→ Task requirements
Wherever the string "this" occurs in a line of these records, report that line.

→ Material supplied
_____
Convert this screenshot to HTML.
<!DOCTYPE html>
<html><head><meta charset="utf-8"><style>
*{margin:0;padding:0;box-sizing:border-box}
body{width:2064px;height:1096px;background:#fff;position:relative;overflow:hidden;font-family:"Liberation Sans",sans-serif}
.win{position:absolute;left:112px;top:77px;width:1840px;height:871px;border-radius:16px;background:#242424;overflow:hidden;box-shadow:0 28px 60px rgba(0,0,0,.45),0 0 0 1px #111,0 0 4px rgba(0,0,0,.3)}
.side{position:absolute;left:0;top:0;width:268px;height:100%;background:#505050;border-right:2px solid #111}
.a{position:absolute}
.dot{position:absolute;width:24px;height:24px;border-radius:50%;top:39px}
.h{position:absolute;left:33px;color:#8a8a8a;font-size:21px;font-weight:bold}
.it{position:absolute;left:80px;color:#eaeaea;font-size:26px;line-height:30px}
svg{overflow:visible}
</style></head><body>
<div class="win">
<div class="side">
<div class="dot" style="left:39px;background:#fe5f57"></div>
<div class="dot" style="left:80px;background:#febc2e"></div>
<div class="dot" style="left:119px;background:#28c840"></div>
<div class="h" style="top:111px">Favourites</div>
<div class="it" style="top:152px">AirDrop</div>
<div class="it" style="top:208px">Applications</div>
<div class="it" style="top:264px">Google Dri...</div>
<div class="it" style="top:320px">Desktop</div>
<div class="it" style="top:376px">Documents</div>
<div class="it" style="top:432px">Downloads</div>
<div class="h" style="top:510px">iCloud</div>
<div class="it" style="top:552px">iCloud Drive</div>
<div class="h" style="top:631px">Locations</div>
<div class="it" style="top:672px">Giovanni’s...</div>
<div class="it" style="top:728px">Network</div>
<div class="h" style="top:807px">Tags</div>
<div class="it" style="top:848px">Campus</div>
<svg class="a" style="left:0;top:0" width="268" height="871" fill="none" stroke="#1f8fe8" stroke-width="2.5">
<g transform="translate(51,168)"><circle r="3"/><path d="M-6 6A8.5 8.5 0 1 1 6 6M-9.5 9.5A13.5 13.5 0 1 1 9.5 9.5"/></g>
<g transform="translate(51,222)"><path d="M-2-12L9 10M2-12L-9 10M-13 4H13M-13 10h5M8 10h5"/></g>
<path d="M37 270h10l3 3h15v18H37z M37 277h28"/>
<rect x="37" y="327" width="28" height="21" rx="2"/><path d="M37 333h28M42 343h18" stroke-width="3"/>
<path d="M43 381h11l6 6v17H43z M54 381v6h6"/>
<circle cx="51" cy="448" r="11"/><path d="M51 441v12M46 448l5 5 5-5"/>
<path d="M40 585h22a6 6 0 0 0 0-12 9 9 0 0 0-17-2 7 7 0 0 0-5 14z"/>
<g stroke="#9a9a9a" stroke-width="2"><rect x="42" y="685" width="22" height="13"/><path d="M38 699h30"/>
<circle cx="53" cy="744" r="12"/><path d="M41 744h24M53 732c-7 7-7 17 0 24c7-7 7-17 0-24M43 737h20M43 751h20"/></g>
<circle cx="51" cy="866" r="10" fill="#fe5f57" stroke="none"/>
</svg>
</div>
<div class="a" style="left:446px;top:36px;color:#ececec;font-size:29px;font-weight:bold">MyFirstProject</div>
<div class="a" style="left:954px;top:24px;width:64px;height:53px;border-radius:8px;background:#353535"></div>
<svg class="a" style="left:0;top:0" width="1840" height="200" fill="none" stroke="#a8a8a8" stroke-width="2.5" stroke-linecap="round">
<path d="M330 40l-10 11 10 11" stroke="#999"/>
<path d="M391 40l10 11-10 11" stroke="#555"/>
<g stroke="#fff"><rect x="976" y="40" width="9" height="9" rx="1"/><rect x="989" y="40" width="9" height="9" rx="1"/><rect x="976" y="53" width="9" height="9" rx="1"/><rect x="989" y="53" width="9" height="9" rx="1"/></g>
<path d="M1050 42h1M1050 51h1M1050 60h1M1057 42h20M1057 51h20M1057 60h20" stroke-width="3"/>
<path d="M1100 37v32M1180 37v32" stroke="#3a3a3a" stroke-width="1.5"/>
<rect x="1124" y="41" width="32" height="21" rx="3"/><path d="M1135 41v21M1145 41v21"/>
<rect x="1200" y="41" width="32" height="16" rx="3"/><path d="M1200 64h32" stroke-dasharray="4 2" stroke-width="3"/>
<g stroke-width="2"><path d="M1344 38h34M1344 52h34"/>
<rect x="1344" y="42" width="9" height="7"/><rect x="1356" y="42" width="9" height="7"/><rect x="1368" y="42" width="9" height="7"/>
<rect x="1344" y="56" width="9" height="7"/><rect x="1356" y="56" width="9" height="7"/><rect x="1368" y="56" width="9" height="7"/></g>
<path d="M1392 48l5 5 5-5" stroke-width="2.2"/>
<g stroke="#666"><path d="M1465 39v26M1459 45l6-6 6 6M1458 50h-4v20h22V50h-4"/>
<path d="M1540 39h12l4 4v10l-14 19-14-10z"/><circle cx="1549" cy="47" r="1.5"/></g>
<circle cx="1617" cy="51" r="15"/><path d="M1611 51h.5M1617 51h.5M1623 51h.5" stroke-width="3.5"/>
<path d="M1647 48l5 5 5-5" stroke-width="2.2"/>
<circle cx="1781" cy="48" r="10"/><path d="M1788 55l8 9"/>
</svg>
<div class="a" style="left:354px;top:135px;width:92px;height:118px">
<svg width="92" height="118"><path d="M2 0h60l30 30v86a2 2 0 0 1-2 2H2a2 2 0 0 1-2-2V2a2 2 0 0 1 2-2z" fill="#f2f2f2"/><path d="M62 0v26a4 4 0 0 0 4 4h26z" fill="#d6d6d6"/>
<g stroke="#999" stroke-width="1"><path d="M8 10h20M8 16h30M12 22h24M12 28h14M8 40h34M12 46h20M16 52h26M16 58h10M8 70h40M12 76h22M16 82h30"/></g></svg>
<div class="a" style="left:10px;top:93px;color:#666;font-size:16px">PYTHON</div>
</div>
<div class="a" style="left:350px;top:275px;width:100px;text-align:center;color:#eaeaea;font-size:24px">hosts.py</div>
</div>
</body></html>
_____
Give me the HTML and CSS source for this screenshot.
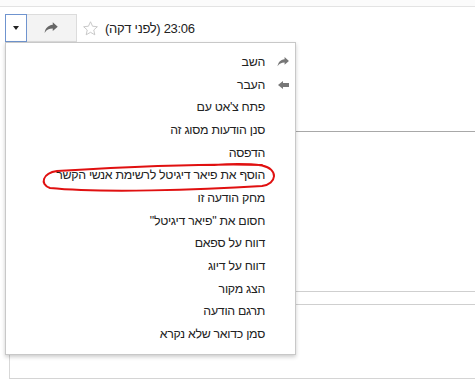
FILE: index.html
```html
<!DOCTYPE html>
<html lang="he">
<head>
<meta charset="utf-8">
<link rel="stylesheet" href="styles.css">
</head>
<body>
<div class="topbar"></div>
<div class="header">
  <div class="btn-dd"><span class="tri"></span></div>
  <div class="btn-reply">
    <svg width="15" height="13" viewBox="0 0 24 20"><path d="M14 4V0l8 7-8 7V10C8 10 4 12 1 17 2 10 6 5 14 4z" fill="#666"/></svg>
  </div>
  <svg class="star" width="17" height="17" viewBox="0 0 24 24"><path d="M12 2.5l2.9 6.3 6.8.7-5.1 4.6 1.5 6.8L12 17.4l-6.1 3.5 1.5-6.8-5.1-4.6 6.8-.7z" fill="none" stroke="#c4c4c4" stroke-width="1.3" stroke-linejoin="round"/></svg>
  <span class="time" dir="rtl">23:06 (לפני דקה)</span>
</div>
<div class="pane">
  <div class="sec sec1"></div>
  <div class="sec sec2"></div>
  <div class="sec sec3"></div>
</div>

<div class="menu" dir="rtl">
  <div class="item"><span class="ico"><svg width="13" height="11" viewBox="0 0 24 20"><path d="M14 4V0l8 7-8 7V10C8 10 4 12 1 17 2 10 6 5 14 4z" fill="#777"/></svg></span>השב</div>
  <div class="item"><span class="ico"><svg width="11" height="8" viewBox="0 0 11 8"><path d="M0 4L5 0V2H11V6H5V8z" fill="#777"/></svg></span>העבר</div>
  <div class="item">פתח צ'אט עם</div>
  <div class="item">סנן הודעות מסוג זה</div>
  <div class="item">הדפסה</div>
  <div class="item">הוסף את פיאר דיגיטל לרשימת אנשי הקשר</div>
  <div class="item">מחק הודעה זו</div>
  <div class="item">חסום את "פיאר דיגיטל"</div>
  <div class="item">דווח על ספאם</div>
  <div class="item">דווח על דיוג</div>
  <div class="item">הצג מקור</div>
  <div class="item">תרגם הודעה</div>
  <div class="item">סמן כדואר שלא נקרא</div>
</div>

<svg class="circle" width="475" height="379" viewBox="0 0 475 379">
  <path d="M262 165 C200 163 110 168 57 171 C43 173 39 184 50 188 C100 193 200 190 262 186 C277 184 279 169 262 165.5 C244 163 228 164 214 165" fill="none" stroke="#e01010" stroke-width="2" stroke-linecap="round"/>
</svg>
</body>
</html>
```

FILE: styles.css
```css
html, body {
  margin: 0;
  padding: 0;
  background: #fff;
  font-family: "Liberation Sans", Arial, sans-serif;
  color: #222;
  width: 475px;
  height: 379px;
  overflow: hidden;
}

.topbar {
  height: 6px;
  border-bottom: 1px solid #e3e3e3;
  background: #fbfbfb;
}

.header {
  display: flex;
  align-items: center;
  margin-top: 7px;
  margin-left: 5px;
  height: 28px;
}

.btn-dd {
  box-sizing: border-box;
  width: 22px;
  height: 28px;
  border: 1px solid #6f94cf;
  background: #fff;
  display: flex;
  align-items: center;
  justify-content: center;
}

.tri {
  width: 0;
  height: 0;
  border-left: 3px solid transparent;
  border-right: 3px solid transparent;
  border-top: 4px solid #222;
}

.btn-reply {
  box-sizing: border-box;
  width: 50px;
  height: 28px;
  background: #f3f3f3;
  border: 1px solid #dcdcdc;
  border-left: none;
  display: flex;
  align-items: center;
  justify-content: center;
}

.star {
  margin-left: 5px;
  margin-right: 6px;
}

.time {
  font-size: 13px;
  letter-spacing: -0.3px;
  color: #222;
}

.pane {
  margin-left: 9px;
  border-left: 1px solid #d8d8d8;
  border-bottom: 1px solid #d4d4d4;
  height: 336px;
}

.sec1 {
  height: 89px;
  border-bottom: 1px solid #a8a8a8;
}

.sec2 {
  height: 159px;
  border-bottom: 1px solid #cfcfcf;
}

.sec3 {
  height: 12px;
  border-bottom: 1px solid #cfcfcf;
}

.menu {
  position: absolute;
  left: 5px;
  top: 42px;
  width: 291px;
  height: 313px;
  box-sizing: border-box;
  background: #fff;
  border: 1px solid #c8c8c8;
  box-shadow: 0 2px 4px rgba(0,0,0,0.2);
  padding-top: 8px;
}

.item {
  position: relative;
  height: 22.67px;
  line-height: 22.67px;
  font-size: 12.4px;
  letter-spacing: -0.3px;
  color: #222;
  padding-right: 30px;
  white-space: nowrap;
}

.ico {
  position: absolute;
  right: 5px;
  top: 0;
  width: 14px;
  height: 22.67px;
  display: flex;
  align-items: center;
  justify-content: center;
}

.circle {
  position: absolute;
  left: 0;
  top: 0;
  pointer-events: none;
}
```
_____
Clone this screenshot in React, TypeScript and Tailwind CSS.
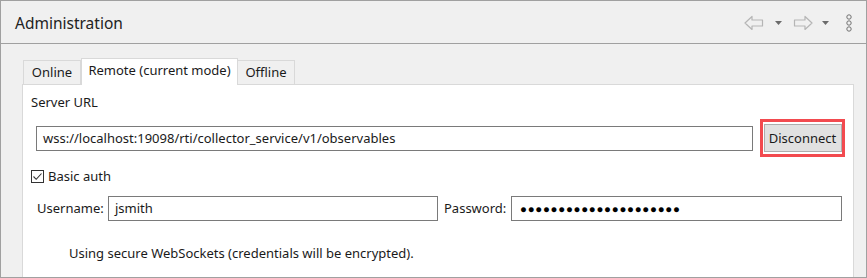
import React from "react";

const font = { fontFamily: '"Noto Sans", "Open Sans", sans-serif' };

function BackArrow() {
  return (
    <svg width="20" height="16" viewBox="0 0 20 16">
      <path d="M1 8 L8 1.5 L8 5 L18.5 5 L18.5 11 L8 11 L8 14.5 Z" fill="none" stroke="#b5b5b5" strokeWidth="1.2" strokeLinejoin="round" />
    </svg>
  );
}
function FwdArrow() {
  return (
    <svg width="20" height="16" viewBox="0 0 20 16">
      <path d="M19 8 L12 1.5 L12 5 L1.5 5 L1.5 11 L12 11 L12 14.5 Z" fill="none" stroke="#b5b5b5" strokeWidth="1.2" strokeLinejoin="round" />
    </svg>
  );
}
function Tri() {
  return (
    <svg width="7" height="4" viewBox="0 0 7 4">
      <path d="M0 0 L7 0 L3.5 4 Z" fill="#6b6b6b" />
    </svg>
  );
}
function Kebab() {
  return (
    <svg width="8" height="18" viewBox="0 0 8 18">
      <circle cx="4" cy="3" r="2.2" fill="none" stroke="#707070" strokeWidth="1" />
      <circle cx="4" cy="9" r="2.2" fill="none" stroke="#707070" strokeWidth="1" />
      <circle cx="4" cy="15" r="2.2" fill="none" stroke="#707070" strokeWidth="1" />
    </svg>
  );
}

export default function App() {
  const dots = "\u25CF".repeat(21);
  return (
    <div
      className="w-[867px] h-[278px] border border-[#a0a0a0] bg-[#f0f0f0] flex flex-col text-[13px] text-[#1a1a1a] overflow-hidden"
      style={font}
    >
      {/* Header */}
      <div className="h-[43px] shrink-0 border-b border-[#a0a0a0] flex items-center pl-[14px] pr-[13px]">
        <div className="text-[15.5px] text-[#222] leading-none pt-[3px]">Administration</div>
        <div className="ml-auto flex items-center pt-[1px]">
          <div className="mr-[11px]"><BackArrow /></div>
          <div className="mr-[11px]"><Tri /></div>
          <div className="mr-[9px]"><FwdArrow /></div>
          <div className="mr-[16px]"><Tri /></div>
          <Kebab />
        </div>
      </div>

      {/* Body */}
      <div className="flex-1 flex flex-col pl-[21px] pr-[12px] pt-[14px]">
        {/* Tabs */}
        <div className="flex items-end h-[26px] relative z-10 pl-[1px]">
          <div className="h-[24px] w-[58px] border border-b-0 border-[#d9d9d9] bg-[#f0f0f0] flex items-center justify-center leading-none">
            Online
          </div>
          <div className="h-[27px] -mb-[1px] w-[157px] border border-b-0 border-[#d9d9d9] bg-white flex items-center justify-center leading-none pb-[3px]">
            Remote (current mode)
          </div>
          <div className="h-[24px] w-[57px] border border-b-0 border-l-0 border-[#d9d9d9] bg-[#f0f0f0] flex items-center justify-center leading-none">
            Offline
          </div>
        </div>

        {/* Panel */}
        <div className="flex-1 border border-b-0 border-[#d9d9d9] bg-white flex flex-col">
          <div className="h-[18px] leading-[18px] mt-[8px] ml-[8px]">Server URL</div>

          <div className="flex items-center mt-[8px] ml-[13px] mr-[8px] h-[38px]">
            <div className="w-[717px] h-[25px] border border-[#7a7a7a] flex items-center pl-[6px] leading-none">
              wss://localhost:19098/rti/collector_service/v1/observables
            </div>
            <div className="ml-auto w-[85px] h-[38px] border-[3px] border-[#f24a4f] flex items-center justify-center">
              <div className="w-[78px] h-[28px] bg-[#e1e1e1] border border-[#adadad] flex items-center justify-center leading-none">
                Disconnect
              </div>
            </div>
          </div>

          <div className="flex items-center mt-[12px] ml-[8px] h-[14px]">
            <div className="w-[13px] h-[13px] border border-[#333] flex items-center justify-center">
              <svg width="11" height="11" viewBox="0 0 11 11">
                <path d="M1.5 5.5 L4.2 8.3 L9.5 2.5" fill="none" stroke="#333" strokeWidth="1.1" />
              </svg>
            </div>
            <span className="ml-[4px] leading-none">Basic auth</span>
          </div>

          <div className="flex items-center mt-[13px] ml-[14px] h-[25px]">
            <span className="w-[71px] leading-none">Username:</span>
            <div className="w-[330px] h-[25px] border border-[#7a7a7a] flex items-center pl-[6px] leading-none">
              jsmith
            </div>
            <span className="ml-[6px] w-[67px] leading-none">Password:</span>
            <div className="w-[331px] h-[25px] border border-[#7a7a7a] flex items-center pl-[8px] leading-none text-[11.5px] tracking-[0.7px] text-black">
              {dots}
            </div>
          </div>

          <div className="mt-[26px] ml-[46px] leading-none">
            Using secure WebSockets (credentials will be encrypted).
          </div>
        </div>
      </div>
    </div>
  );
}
_____
→ Response
Convert this screenshot to HTML.
Give me the HTML and CSS source for this screenshot.
Clone this screenshot in React, TypeScript and Tailwind CSS.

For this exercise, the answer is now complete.